You don't see a single plant in the whole game, but a lot of guns, warships, and assembly lines. The world of Tea For God is awesome to visit, but I certainly wouldn't want to live there.

Earth is desolate in the future of Tea For God

There are still some incredible vistas and views, and after physically walking and running through the cramped interior mazes being suddenly presented with a grand vista of an impossible technological sci fi landscape is not only refreshing but absolutely amazing. A few times I found myself floored and enjoyed just looking at some of the ambitious and excellent scenery that really sells you the scale of the world you're in.

The sound is the same way. Simple, and mostly confined to a few generic sounding music tracks and the whirring and clacking of robots or the machines you are surrounded by.

There are a few moments, like when a warship passes overhead, where the boom of the insane science keeping it afloat really stopped and drew me in as it passed by. (clip here) These moments are pretty few though, and generally, the sound is serviceable, though Tea For God should really get some better weapon sound effects, they're the worst of all, have no punch, and sound cartoonish.

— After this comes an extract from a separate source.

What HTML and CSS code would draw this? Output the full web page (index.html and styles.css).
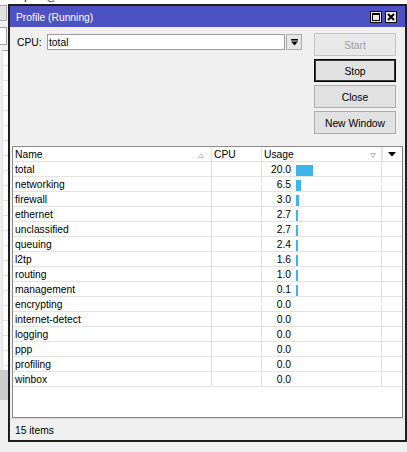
FILE: index.html
```html
<!DOCTYPE html>
<html lang="en">
<head>
    <meta charset="UTF-8">
    <title>Profile (Running)</title>
    <link rel="stylesheet" href="styles.css">
</head>
<body>
<div class="desktop">

    <!-- window behind, only its edges show -->
    <div class="bg-top">
        <span class="bg-name">rdpdcs@hdwireless</span>
        <span class="bg-num">52428800</span>
        <span class="bg-num">52428800</span>
    </div>
    <div class="bg-side">
        <div class="bg-btn"></div>
        <div class="bg-input"></div>
        <div class="bg-list"></div>
        <div class="bg-scroll"></div>
    </div>

    <div class="window">
        <div class="titlebar">
            <span class="title">Profile (Running)</span>
            <div class="title-buttons">
                <span class="tbtn">
                    <svg width="8" height="8" viewBox="0 0 8 8"><rect x="0.5" y="0.5" width="7" height="7" fill="none" stroke="#000"/><rect x="0" y="0" width="8" height="2" fill="#000"/></svg>
                </span>
                <span class="tbtn">
                    <svg width="8" height="8" viewBox="0 0 8 8"><path d="M1 1 L7 7 M7 1 L1 7" stroke="#000" stroke-width="2"/></svg>
                </span>
            </div>
        </div>

        <div class="content">
            <div class="top">
                <label class="cpu-label">CPU:</label>
                <div class="combo">
                    <span class="combo-text">total</span>
                    <span class="combo-btn">
                        <svg width="7" height="7" viewBox="0 0 7 7"><rect x="0" y="0" width="7" height="1.5" fill="#000"/><polygon points="0,2.5 7,2.5 3.5,6.5" fill="#000"/></svg>
                    </span>
                </div>
                <div class="actions">
                    <button class="btn" disabled>Start</button>
                    <button class="btn btn-default">Stop</button>
                    <button class="btn">Close</button>
                    <button class="btn">New Window</button>
                </div>
            </div>

            <div class="list">
                <div class="row head">
                    <div class="cell name">Name
                        <svg class="sort" width="6" height="5" viewBox="0 0 6 5"><polygon points="3,0.5 5.5,4.5 0.5,4.5" fill="none" stroke="#c4c4c4"/></svg>
                    </div>
                    <div class="cell">CPU</div>
                    <div class="cell usage-head">Usage
                        <svg class="sort" width="6" height="5" viewBox="0 0 6 5"><polygon points="0.5,0.5 5.5,0.5 3,4.5" fill="none" stroke="#b8b8b8"/></svg>
                    </div>
                    <div class="cell menu">
                        <svg width="8" height="5" viewBox="0 0 8 5"><polygon points="0,0 8,0 4,4.5" fill="#000"/></svg>
                    </div>
                </div>

                <div class="row"><div class="cell name">total</div><div class="cell"></div><div class="cell usage"><span class="val">20.0</span><span class="bar" style="width:17px"></span></div><div class="cell"></div></div>
                <div class="row"><div class="cell name">networking</div><div class="cell"></div><div class="cell usage"><span class="val">6.5</span><span class="bar" style="width:5px"></span></div><div class="cell"></div></div>
                <div class="row"><div class="cell name">firewall</div><div class="cell"></div><div class="cell usage"><span class="val">3.0</span><span class="bar" style="width:3px"></span></div><div class="cell"></div></div>
                <div class="row"><div class="cell name">ethernet</div><div class="cell"></div><div class="cell usage"><span class="val">2.7</span><span class="bar" style="width:2px"></span></div><div class="cell"></div></div>
                <div class="row"><div class="cell name">unclassified</div><div class="cell"></div><div class="cell usage"><span class="val">2.7</span><span class="bar" style="width:2px"></span></div><div class="cell"></div></div>
                <div class="row"><div class="cell name">queuing</div><div class="cell"></div><div class="cell usage"><span class="val">2.4</span><span class="bar" style="width:2px"></span></div><div class="cell"></div></div>
                <div class="row"><div class="cell name">l2tp</div><div class="cell"></div><div class="cell usage"><span class="val">1.6</span><span class="bar" style="width:2px"></span></div><div class="cell"></div></div>
                <div class="row"><div class="cell name">routing</div><div class="cell"></div><div class="cell usage"><span class="val">1.0</span><span class="bar" style="width:2px"></span></div><div class="cell"></div></div>
                <div class="row"><div class="cell name">management</div><div class="cell"></div><div class="cell usage"><span class="val">0.1</span><span class="bar" style="width:2px"></span></div><div class="cell"></div></div>
                <div class="row"><div class="cell name">encrypting</div><div class="cell"></div><div class="cell usage"><span class="val">0.0</span></div><div class="cell"></div></div>
                <div class="row"><div class="cell name">internet-detect</div><div class="cell"></div><div class="cell usage"><span class="val">0.0</span></div><div class="cell"></div></div>
                <div class="row"><div class="cell name">logging</div><div class="cell"></div><div class="cell usage"><span class="val">0.0</span></div><div class="cell"></div></div>
                <div class="row"><div class="cell name">ppp</div><div class="cell"></div><div class="cell usage"><span class="val">0.0</span></div><div class="cell"></div></div>
                <div class="row"><div class="cell name">profiling</div><div class="cell"></div><div class="cell usage"><span class="val">0.0</span></div><div class="cell"></div></div>
                <div class="row"><div class="cell name">winbox</div><div class="cell"></div><div class="cell usage"><span class="val">0.0</span></div><div class="cell"></div></div>
            </div>

            <div class="status">15 items</div>
        </div>
    </div>

</div>
</body>
</html>
```

FILE: styles.css
```css
* {
    box-sizing: border-box;
}

body {
    margin: 0;
    background-color: #f0f0f0;
    font-family: "Liberation Sans", Arial, sans-serif;
    font-size: 10.3px;
    color: #000;
}

.desktop {
    position: relative;
    width: 407px;
    height: 452px;
    overflow: hidden;
}

/* background window */
.bg-top {
    position: absolute;
    left: 0;
    top: -11px;
    width: 407px;
    height: 15px;
    background-color: #fff;
    line-height: 15px;
    display: flex;
}

.bg-name {
    margin-left: 15px;
    width: 152px;
}

.bg-num {
    width: 115px;
}

.bg-side {
    position: absolute;
    left: 0;
    top: 0;
    width: 8px;
    height: 452px;
    display: flex;
    flex-direction: column;
}

.bg-btn {
    margin-top: 5px;
    height: 16px;
    border: 1px solid #adadad;
    border-left: none;
    background-color: #e1e1e1;
    width: 7px;
}

.bg-input {
    margin-top: 6px;
    height: 18px;
    width: 7px;
    border: 1px solid #a0a0a0;
    border-left: none;
    background-color: #fff;
}

.bg-list {
    margin-top: 5px;
    height: 320px;
    border-top: 1px solid #a0a0a0;
    border-left: 1px solid #e3e3e3;
    margin-left: 2px;
    background-color: #fff;
    background-image: repeating-linear-gradient(to bottom, #fff 0, #fff 14px, #e3e3e3 14px, #e3e3e3 15px);
}

.bg-scroll {
    height: 30px;
    background-color: #cdcdcd;
}

/* profile window */
.window {
    position: absolute;
    left: 8px;
    top: 4px;
    width: 399px;
    height: 438px;
    border: 2px solid #1e1e1e;
    background-color: #f0f0f0;
    display: flex;
    flex-direction: column;
}

.titlebar {
    height: 21px;
    background-color: #4c52c4;
    display: flex;
    align-items: center;
    padding: 0 8px 0 6px;
}

.title {
    color: #fff;
    flex: 1;
    padding-top: 1px;
}

.title-buttons {
    display: flex;
    gap: 3px;
}

.tbtn {
    width: 12px;
    height: 12px;
    border: 1px solid #000;
    background-color: #ececec;
    display: flex;
    align-items: center;
    justify-content: center;
}

.content {
    flex: 1;
    display: flex;
    flex-direction: column;
}

.top {
    height: 119px;
    display: flex;
    align-items: flex-start;
    padding: 6px 0 0 7px;
}

.cpu-label {
    width: 30px;
    margin-top: 1px;
    line-height: 17px;
}

.combo {
    width: 255px;
    height: 16px;
    margin-top: 1px;
    display: flex;
}

.combo-text {
    flex: 1;
    border: 1px solid #9c9c9c;
    background-color: #fff;
    line-height: 15px;
    padding-left: 1px;
}

.combo-btn {
    width: 16px;
    margin-left: 1px;
    border: 1px solid #adadad;
    background-color: #e6e6e6;
    display: flex;
    align-items: center;
    justify-content: center;
}

.actions {
    margin-left: 12px;
    width: 82px;
    display: flex;
    flex-direction: column;
    gap: 3px;
}

.btn {
    height: 23px;
    font-family: inherit;
    font-size: 10.3px;
    color: #000;
    background-color: #e1e1e1;
    border: 1px solid #adadad;
    padding: 1px 0 0;
}

.btn:disabled {
    color: #a0a0a0;
    background-color: #e8e8e8;
    border-color: #c4c4c4;
}

.btn-default {
    border: 1px solid #000;
    box-shadow: inset 0 0 0 1px #3a3a3a;
}

/* list */
.list {
    height: 272px;
    margin: 0 2px;
    border: 1px solid #8c8c8c;
    border-right-color: #7a7a7a;
    background-color: #fff;
}

.row {
    display: grid;
    grid-template-columns: 199px 50px 120px 19px;
    height: 15px;
    border-bottom: 1px solid #e3e3e3;
}

.cell {
    border-right: 1px solid #e3e3e3;
    line-height: 14px;
    padding: 1px 0 0 2px;
    white-space: nowrap;
}

.cell:last-child {
    border-right: none;
}

.head .cell {
    display: flex;
    align-items: center;
    justify-content: space-between;
}

.head .name {
    padding-right: 7px;
}

.head .usage-head {
    padding-right: 5px;
}

.head .menu {
    justify-content: center;
    border-left: 1px solid #e3e3e3;
    padding: 0;
}

.usage {
    display: flex;
    align-items: center;
    padding-left: 0;
}

.val {
    width: 29px;
    text-align: right;
}

.bar {
    height: 11px;
    margin-left: 5px;
    background-color: #3db5e8;
}

.status {
    height: 22px;
    padding: 1px 0 0 5px;
    display: flex;
    align-items: center;
    border-top: 1px solid #d6d6d6;
}
```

Though I do have to say the robots did scare the hell out of me a few times, in a good way.

Overall it could use some more touch ups here and there, but generally, Tea For God looks and sounds minimalist, which I think works for the game's setting and makes complete sense considering there is a single developer and musician working on this.

There are a lot of very impressive views in this VR game

The last thing I'll talk about is the story. As I've mentioned the narrator sounds fantastic, but despite the strong premise the story just kind of... hangs. Your guy says some stuff, but most of it doesn't make sense and has no context.

There is maybe a race of bug aliens attacking. Also, tentacles are taking over some stuff. Uhhh yeah, the story is vague, full of proper nouns and names with no explanation, and really up to interpretation. The developer really went for the Dark Souls school of narrative design, but without awesome item descriptions to fill in the gaps and contemplate.

The story makes no sense, and unless you really like being generally confused about the wider world, we can leave the plot of Tea For God at "You're trying to get to the emperor to blow her up." Also shouldn't it be empress? The emperor is always called her, but then they say emperor instead of empress.

Anyway, do yourself a favor and try the Tea For God demo for the walking movement and impossible space procedural generation, it's absolutely mind melting and unique in a great way.

Despite all of the negative things I've said about Tea For God in this review I don't regret buying the full game and playing it through, and I don't regret creating this long review. It's an okay game with an insanely awesome way to move around with your real legs. It's available on the Quest store and Steam, and the demo is free.

Seriously. Try the demo, especially if you have a Quest. I highly recommend you try Tea For God for free. Okay, I'll stop now, enjoy yourself out there in VR.